Type 2 from the Enneagram adds a relational engine to that inner world. Where the INFP asks, 'Does this feel true to who I am?' the Type 2 asks, 'Am I needed and loved?' The core fear of being unwanted drives this person to earn closeness through care and generosity. Instead of simply feeling for others, this person actively gives to others, hoping the giving will prove they are worthy of love.
How It Manifests
Fearful-avoidant attachment creates the most conflicted version of this core. The INFP wants deep, authentic connection. The Type 2 wants to be needed. But the fearful-avoidant wiring treats closeness as both desperately wanted and deeply dangerous. The person reaches toward others with genuine warmth, then pulls back when the connection starts to feel real. This is not a choice. It is two systems fighting inside the same body: one says 'get closer' and the other says 'getting closer will hurt you.'
In daily life, this looks like someone whose relationships follow a wave pattern. During the approach phase, they are warm, generous, and available. The INFP's depth of feeling flows freely and the Type 2's care pours out. Then the attachment alarm trips. Something small happens, a moment of real vulnerability, and the withdrawal begins. The pulling back is not cold. It is anxious and full of conflict, often wrapped in a story the INFP's imagination builds about why the relationship was doomed anyway.
The Pattern
Grief in this combination is tangled with regret in a way that makes it especially heavy. Introverted feeling holds the loss with full emotional weight. But the fearful-avoidant pattern adds a specific pain: the grief is not just about the person who is gone. It is about all the moments the person pulled away when they could have stayed close. The Type 2 core says, 'If I had given more, they would still be here.' The attachment pattern says, 'But you could not stay. You never can.'
The INFP's extraverted intuition turns this grief into a detailed archive of missed chances. Every withdrawal gets replayed in vivid color. The imagination fills in what the other person felt during those retreats. The Type 2 core converts each replay into a debt: you owed them more than you gave. The grief becomes inseparable from the belief that the loss was deserved, that the fearful-avoidant pattern earned this outcome by keeping real closeness at arm's length.
In Relationships
In close relationships, this grief affects how the person handles any ending. The INFP Type 2 with fearful-avoidant attachment does not just grieve the loss. They grieve the version of the relationship they never let themselves fully have. Every withdrawal becomes a source of pain after it ends. Partners who are still present notice that old grief gets carried into new relationships. A current partner's distance triggers not just the attachment alarm but also grief from losses that were never fully processed.
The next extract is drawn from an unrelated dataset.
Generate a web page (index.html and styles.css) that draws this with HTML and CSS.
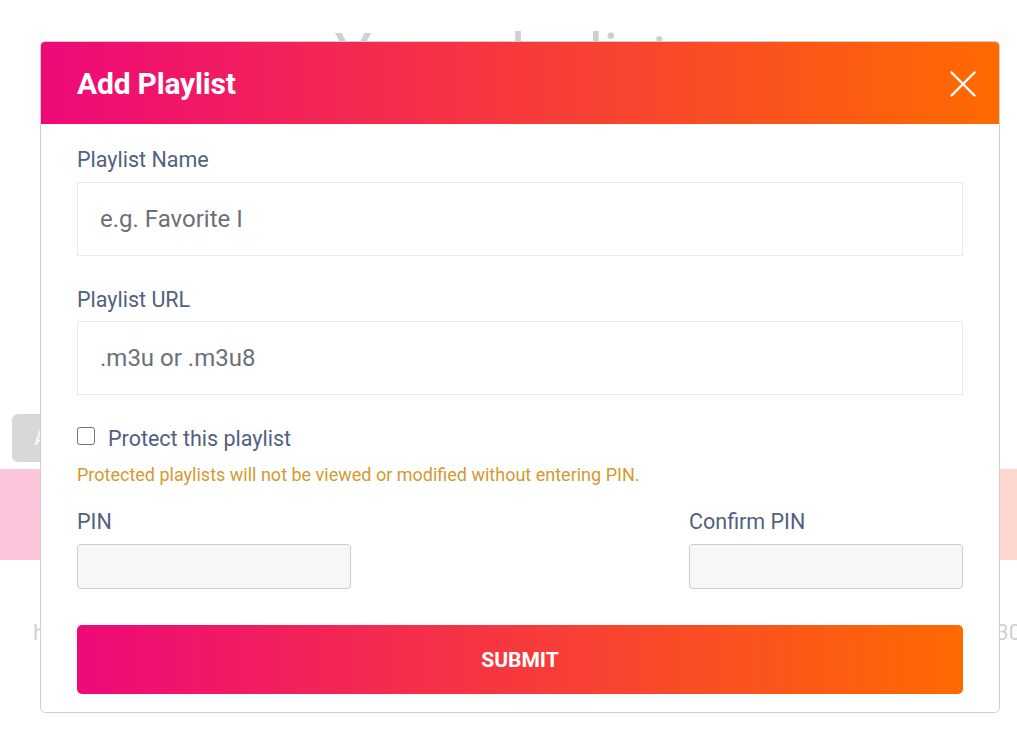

The tension sits between the INFP's desire to love openly and the fearful-avoidant pattern's inability to sustain openness. Partners help by understanding that this person's grief is layered. It is not just about what happened. It is about what they believe they prevented from happening. The healing conversation is about the pattern itself: 'I grieve the moments I pulled away. I am learning to stay.' That separates the loss from the self-blame that keeps it frozen.
Growth Path
Growth from the Enneagram side means moving toward the healthy qualities of Type 4. For the INFP Type 2 carrying fearful-avoidant grief, this means holding the loss and the regret separately. The Type 4 direction brings the ability to feel deeply without being consumed. It says: you can mourn what was lost and acknowledge where you pulled away without concluding the loss was punishment. The meaning is not 'I caused this.' The meaning is 'I loved as well as I could with the wiring I had.'
From the attachment side, grief heals when the person stops using it as evidence against themselves. The fearful-avoidant pattern turns every loss into confirmation that closeness is dangerous. The corrective experience is staying close to someone during the grief and discovering that closeness does not make the pain worse. It makes it bearable. The practice is grieving with someone instead of alone. Let the deep feeling be held by another person. That is not weakness. That is how the pattern finally starts to change.